For those who don't know of the Dutch connection with Australia, Terra Australis was on the route of Dutch merchant ships on their way to the East Indies from the late 1500s. The idea was to come around the Cape of Good Hope, strike out to the east, and then carefully judge when to turn north. Sometimes they made a mistake, came too far east, went too far south, or simply managed to scrape along the coast of Western Australia. On their maps Terra Australis Incognita, was a coastline being filled in, and became known as New Holland. When Dirk Hartog's ship was stranded on Houtmann's Abrolhos in 1616 he left behind, nailed to a tree, a pewter plate with an inscription.
South Australia's first encounter with the Dutch appears to have been explorer Pieter Nuyts, who came about 1500km too far east in search of Batavia, turning around about Streaky Bay. Dutch names serve as reminders on our coastline.
It is generally agreed that Gulliver's land of Lilliput is actually this area, that Jonathon Swift based his choice of location on Nuyts' map of 1627.

General observations
AWW takes place in 2 very large and open tents, with seats also outdoors under shady trees, and I estimate there was probably in excess of 3,000 people there today. The temperature was promised to be 34C and while we came home before it reached that, it was warm enough.

The audience today were really roughly the retired, ex-teachers, intellectuals, writers, readers, and a sprinkling of university students. Most people my age are now retired, so that is probably the category I am in, but some like me (still working) will have taken holidays to coincide with the week.
The mild-mannered jostling for seats in between sessions is amusing to watch, unless of course you are one of those looking for one. Once you have found one, you might, like me, you may find that the white plastic chairs do not allow for much overhang...

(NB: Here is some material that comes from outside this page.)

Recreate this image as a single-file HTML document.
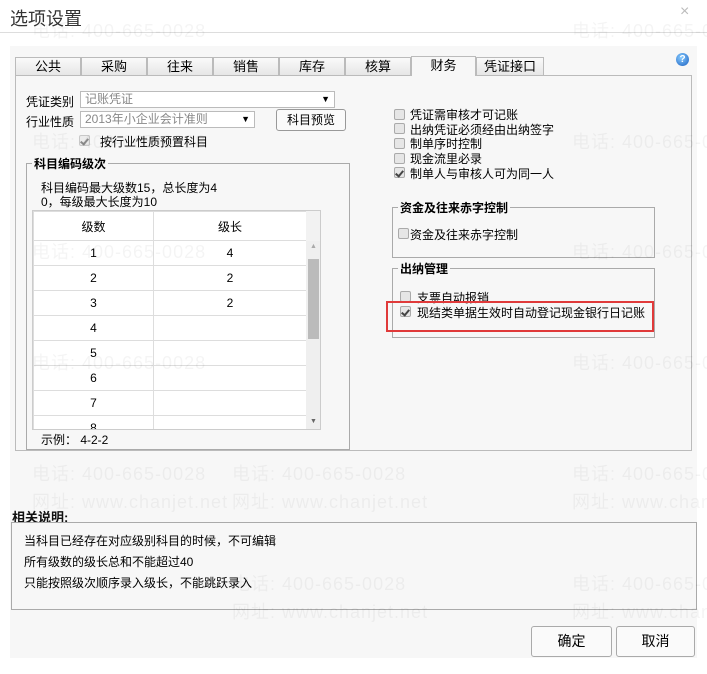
<!DOCTYPE html><html><head><meta charset="utf-8"><style>
*{margin:0;padding:0;box-sizing:border-box}
body{width:707px;height:674px;background:#fff;font-family:"Liberation Sans","Noto Sans CJK SC",sans-serif;font-size:12px;color:#000;position:relative;overflow:hidden}
.a{position:absolute}
.title{left:10px;top:5px;font-size:18px;color:#333}
.panel{left:10px;top:46px;width:687px;height:612px;background:#f7f7f7}
.tab{top:57px;height:19px;border:1px solid #bbb;background:linear-gradient(#fafafa,#e6e6e6);text-align:center;line-height:17px;font-size:13px}
.cb{width:11px;height:11px;border:1px solid #aaa;background:#e6e6e6;border-radius:2px}
.ck{background:#e6e6e6 url() }
.ck::after{content:"";position:absolute;left:2px;top:1px;width:3px;height:6px;border:solid #444;border-width:0 2px 2px 0;transform:rotate(40deg)}
.lb{font-size:12px}
.fs{border:1px solid #aaa}
.leg{background:#f7f7f7;font-weight:bold;font-size:12px;padding:0 2px}
table{border-collapse:collapse}
td{border:1px solid #ddd;height:25px;text-align:center;font-size:12px;background:#fff}
.wm{color:rgba(0,0,0,0.045);font-size:18px;white-space:nowrap;letter-spacing:1px}
.btn{top:626px;height:31px;border:1px solid #aaa;border-radius:3px;background:#fafafa;text-align:center;line-height:29px;font-size:14px}
</style></head><body>
<div class="a title">选项设置</div>
<div class="a" style="left:0;top:32px;width:707px;height:1px;background:#ddd"></div>
<div class="a" style="left:680px;top:3px;font-size:16px;color:#bbb">×</div>
<div class="a panel"></div>
<div class="a" style="left:15px;top:75px;width:677px;height:376px;border:1px solid #bbb;background:#f7f7f7"></div>
<div class="a tab" style="left:15px;width:66px">公共</div>
<div class="a tab" style="left:81px;width:66px">采购</div>
<div class="a tab" style="left:147px;width:66px">往来</div>
<div class="a tab" style="left:213px;width:66px">销售</div>
<div class="a tab" style="left:279px;width:66px">库存</div>
<div class="a tab" style="left:345px;width:66px">核算</div>
<div class="a tab" style="left:411px;width:65px;background:#f7f7f7;border-bottom:none;height:20px;top:56px">财务</div>
<div class="a tab" style="left:476px;width:68px">凭证接口</div>
<div class="a" style="left:676px;top:53px;width:13px;height:13px;border-radius:50%;background:radial-gradient(circle at 40% 35%,#8cf,#1a5fc0);color:#fff;font-size:10px;font-weight:bold;text-align:center;line-height:13px">?</div>

<div class="a lb" style="left:26px;top:93px">凭证类别</div>
<div class="a" style="left:80px;top:91px;width:255px;height:17px;border:1px solid #bbb;background:#fff;color:#888;padding-left:4px;line-height:15px">记账凭证<span style="position:absolute;right:4px;color:#000;font-size:9px">▼</span></div>
<div class="a lb" style="left:26px;top:113px">行业性质</div>
<div class="a" style="left:80px;top:111px;width:175px;height:17px;border:1px solid #bbb;background:#fff;color:#888;padding-left:4px;line-height:15px">2013年小企业会计准则<span style="position:absolute;right:4px;color:#000;font-size:9px">▼</span></div>
<div class="a" style="left:276px;top:109px;width:70px;height:22px;border:1px solid #999;border-radius:3px;background:#fafafa;text-align:center;line-height:20px">科目预览</div>
<div class="a cb ck" style="left:79px;top:135px;opacity:.6"></div>
<div class="a lb" style="left:100px;top:133px">按行业性质预置科目</div>

<div class="a fs" style="left:26px;top:163px;width:324px;height:287px"></div>
<div class="a leg" style="left:32px;top:155px">科目编码级次</div>
<div class="a" style="left:41px;top:181px;line-height:14px">科目编码最大级数15，总长度为4<br>0，每级最大长度为10</div>
<div class="a" style="left:32px;top:210px;width:289px;height:220px;border:1px solid #ccc;overflow:hidden;background:#fff">
<table style="width:274px"><tr><td style="width:120px;height:29px">级数</td><td>级长</td></tr>
<tr><td>1</td><td>4</td></tr><tr><td>2</td><td>2</td></tr><tr><td>3</td><td>2</td></tr><tr><td>4</td><td></td></tr><tr><td>5</td><td></td></tr><tr><td>6</td><td></td></tr><tr><td>7</td><td></td></tr><tr><td>8</td><td></td></tr></table>
<div class="a" style="left:273px;top:0;width:15px;height:220px;background:#f2f2f2"></div>
<div class="a" style="left:273px;top:30px;width:15px;height:189px;background:#efefef"></div>
<div class="a" style="left:275px;top:48px;width:11px;height:80px;background:#bbb"></div>
<div class="a" style="left:277px;top:32px;font-size:7px;color:#aaa">▲</div>
<div class="a" style="left:277px;top:207px;font-size:7px;color:#666">▼</div>
</div>
<div class="a" style="left:41px;top:431px">示例： 4-2-2</div>

<div class="a cb" style="left:394px;top:109px"></div><div class="a lb" style="left:410px;top:106px">凭证需审核才可记账</div>
<div class="a cb" style="left:394px;top:123px"></div><div class="a lb" style="left:410px;top:121px">出纳凭证必须经由出纳签字</div>
<div class="a cb" style="left:394px;top:138px"></div><div class="a lb" style="left:410px;top:135px">制单序时控制</div>
<div class="a cb" style="left:394px;top:153px"></div><div class="a lb" style="left:410px;top:150px">现金流里必录</div>
<div class="a cb ck" style="left:394px;top:167px"></div><div class="a lb" style="left:410px;top:165px">制单人与审核人可为同一人</div>

<div class="a fs" style="left:392px;top:207px;width:263px;height:51px"></div>
<div class="a leg" style="left:398px;top:199px">资金及往来赤字控制</div>
<div class="a cb" style="left:398px;top:228px"></div><div class="a lb" style="left:410px;top:226px">资金及往来赤字控制</div>
<div class="a fs" style="left:392px;top:268px;width:263px;height:70px"></div>
<div class="a leg" style="left:398px;top:260px">出纳管理</div>
<div class="a cb" style="left:400px;top:291px"></div><div class="a lb" style="left:417px;top:289px">支票自动报销</div>
<div class="a cb ck" style="left:400px;top:306px"></div><div class="a lb" style="left:417px;top:304px">现结类单据生效时自动登记现金银行日记账</div>
<div class="a" style="left:386px;top:301px;width:268px;height:31px;border:2px solid #e03a3a"></div>

<div class="a" style="left:12px;top:507px;font-weight:bold;font-size:13px;color:#111">相关说明:</div>
<div class="a" style="left:11px;top:522px;width:686px;height:88px;border:1px solid #aaa;background:#f7f7f7"></div>
<div class="a" style="left:24px;top:531px;line-height:21px">当科目已经存在对应级别科目的时候，不可编辑<br>所有级数的级长总和不能超过40<br>只能按照级次顺序录入级长，不能跳跃录入</div>
<div class="a btn" style="left:531px;width:81px">确定</div>
<div class="a btn" style="left:616px;width:79px">取消</div>

<div class="a" style="left:0;top:0;pointer-events:none">
<div class="a wm" style="left:32px;top:17px">电话: 400-665-0028</div><div class="a wm" style="left:572px;top:17px">电话: 400-665-0028</div>
<div class="a wm" style="left:32px;top:128px">电话: 400-665-0028</div><div class="a wm" style="left:572px;top:128px">电话: 400-665-0028</div>
<div class="a wm" style="left:32px;top:238px">电话: 400-665-0028</div><div class="a wm" style="left:572px;top:238px">电话: 400-665-0028</div>
<div class="a wm" style="left:32px;top:349px">电话: 400-665-0028</div><div class="a wm" style="left:572px;top:349px">电话: 400-665-0028</div>
<div class="a wm" style="left:32px;top:460px">电话: 400-665-0028</div><div class="a wm" style="left:232px;top:460px">电话: 400-665-0028</div><div class="a wm" style="left:572px;top:460px">电话: 400-665-0028</div>
<div class="a wm" style="left:232px;top:570px">电话: 400-665-0028</div><div class="a wm" style="left:572px;top:570px">电话: 400-665-0028</div>
<div class="a wm" style="left:32px;top:488px">网址: www.chanjet.net</div><div class="a wm" style="left:232px;top:488px">网址: www.chanjet.net</div><div class="a wm" style="left:572px;top:488px">网址: www.chanjet.net</div>
<div class="a wm" style="left:232px;top:598px">网址: www.chanjet.net</div><div class="a wm" style="left:572px;top:598px">网址: www.chanjet.net</div>
</div>
</body></html>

Article on opening day in Sydney Morning Herald.
Writer's Week News - Adelaide Advertiser

Awards
Short List for AWW awards
Award winners

$15,000 Award for Children's Literature
Don't Call Me Ishmael (Michael Gerard Bauer, Omnibus)

$15,000 Award for Fiction
The Ballad of Desmond Kale (Roger McDonald, Vintage)

$10,000 Award for Innovation
Someone Else: Fictional Essays (John Hughes, Giramondo)

$15,000 Award for Nonfiction
Sunrise West (Jacob G Rosenberg, Brandl & Schlesinger)

$15,000 John Bray Poetry Award
Urban Myths: 210 Poems (John Tranter, UQP)

$10,000 Jill Blewett Playwright's Award for the Creative
Merger – art, life and the other thing (Duncan Graham)

$10,000 Award for an Unpublished Manuscript by a SA Emerging Writer
The Second Fouling Mark (Stephen Orr)

In addition, John Tranter won the South Australian Premier's Award for his poetry collection, Urban Myths: 210 Poems.

3 comments:

Marg said...

You are really making me wish I was in Adelaide this week!

Kerrie Smith said...

That's the idea Marg :-)
But the rising temperatures, 39 by Sunday, don't sound so attractive do they?
Are you going to be able to get to any of Melbourne Writers' Festival, by the way?

Marg said...

Um no! 39 on Sunday doesn't sound all that pleasant!

I might try to get to something at Melbourne Writer's Festival...we'll have to see how we are for time and money when we get closer!

I am currently trying to convince some Adelaide people I know from a board I am on to attend some events so that I can live vicariously through them as well!